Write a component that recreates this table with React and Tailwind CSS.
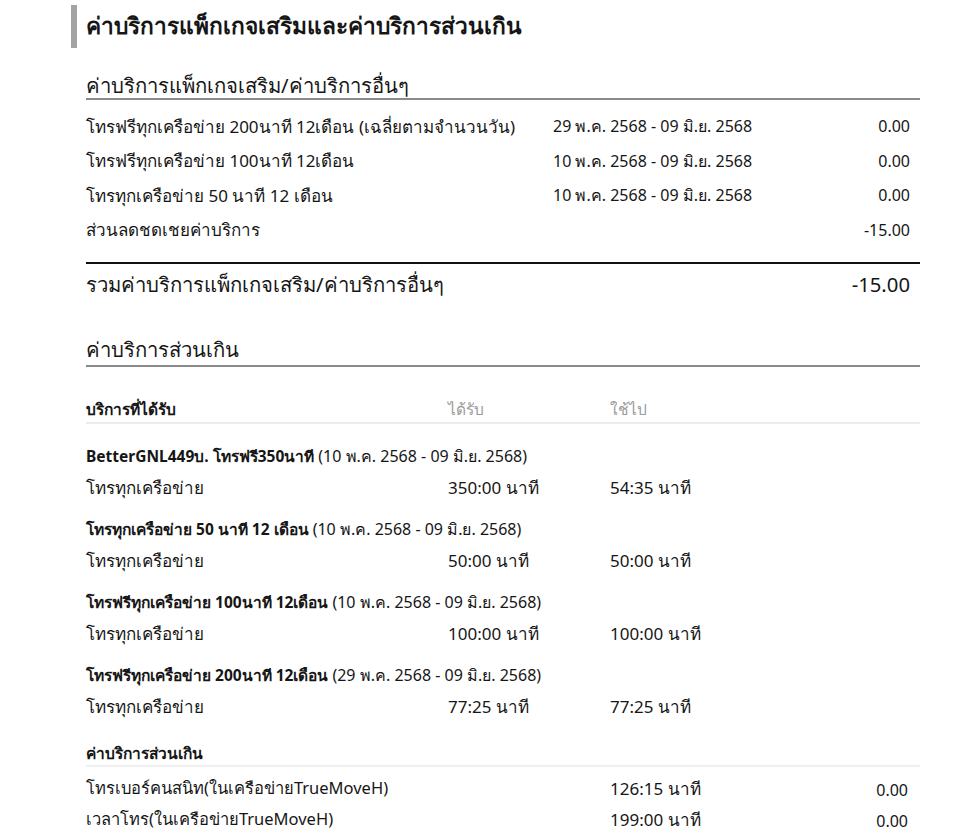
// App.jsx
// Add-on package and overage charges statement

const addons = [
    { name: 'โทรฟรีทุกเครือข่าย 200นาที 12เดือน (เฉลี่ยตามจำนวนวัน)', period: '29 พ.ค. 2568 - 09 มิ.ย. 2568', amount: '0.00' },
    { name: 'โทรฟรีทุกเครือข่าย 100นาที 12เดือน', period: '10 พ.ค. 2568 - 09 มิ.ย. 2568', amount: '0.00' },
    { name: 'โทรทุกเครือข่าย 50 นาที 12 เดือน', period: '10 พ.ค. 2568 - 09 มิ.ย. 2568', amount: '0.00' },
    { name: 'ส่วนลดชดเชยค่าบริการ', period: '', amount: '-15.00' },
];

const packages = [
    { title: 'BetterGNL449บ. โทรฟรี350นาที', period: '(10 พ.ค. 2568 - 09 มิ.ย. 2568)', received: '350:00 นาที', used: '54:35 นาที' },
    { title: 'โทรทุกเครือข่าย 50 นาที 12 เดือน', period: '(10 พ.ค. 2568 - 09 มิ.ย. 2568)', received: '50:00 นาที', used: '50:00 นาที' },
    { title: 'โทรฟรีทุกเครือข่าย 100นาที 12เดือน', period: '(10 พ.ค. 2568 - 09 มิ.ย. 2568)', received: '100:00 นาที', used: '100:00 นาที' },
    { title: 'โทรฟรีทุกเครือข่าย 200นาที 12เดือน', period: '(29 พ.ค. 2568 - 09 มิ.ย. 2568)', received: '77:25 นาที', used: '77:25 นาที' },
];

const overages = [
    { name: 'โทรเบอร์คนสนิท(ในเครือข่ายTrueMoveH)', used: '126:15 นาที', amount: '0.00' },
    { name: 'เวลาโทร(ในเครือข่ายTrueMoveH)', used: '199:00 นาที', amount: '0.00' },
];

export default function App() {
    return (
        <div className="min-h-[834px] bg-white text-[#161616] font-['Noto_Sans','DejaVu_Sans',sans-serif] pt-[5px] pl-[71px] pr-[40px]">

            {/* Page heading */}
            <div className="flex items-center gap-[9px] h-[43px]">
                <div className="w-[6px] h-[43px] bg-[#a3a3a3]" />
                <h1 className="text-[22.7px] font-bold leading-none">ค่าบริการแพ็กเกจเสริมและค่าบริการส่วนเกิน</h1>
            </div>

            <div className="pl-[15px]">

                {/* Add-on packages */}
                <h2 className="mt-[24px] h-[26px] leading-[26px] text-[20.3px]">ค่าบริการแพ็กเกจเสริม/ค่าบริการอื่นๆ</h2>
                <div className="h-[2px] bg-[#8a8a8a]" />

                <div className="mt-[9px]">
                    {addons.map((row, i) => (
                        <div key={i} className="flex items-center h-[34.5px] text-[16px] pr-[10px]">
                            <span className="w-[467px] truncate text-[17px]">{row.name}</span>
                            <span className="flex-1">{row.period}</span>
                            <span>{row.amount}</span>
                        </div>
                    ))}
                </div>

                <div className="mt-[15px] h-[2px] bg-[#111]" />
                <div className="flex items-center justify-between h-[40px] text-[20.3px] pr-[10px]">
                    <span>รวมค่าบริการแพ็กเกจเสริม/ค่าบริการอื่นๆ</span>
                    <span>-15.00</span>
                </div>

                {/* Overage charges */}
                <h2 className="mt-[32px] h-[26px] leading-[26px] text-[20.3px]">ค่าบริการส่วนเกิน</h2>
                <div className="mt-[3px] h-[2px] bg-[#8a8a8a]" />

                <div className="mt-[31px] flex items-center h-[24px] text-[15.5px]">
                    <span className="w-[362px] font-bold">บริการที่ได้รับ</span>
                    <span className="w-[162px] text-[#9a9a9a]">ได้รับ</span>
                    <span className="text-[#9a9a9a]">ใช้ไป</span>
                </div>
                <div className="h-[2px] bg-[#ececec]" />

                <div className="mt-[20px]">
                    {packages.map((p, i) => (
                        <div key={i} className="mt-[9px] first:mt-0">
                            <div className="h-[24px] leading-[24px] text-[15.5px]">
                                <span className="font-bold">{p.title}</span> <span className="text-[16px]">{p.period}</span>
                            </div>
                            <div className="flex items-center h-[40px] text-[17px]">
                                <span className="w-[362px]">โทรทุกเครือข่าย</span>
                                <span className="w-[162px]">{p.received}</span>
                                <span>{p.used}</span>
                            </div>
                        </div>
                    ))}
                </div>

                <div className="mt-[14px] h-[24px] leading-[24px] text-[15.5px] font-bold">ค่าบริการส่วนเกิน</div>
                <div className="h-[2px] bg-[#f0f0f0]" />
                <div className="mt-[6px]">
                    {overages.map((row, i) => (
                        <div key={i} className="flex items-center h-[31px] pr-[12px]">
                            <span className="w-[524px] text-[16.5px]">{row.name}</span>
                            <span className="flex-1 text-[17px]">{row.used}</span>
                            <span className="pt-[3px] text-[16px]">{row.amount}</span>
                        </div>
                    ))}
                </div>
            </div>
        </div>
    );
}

**Problem statement**
Reproduce the data above word for word from its first line through the line that holds "overage charges statement", both ends included; skip pictures.

**Problem solution**
Write a component that recreates this table with React and Tailwind CSS.
// App.jsx
// Add-on package and overage charges statement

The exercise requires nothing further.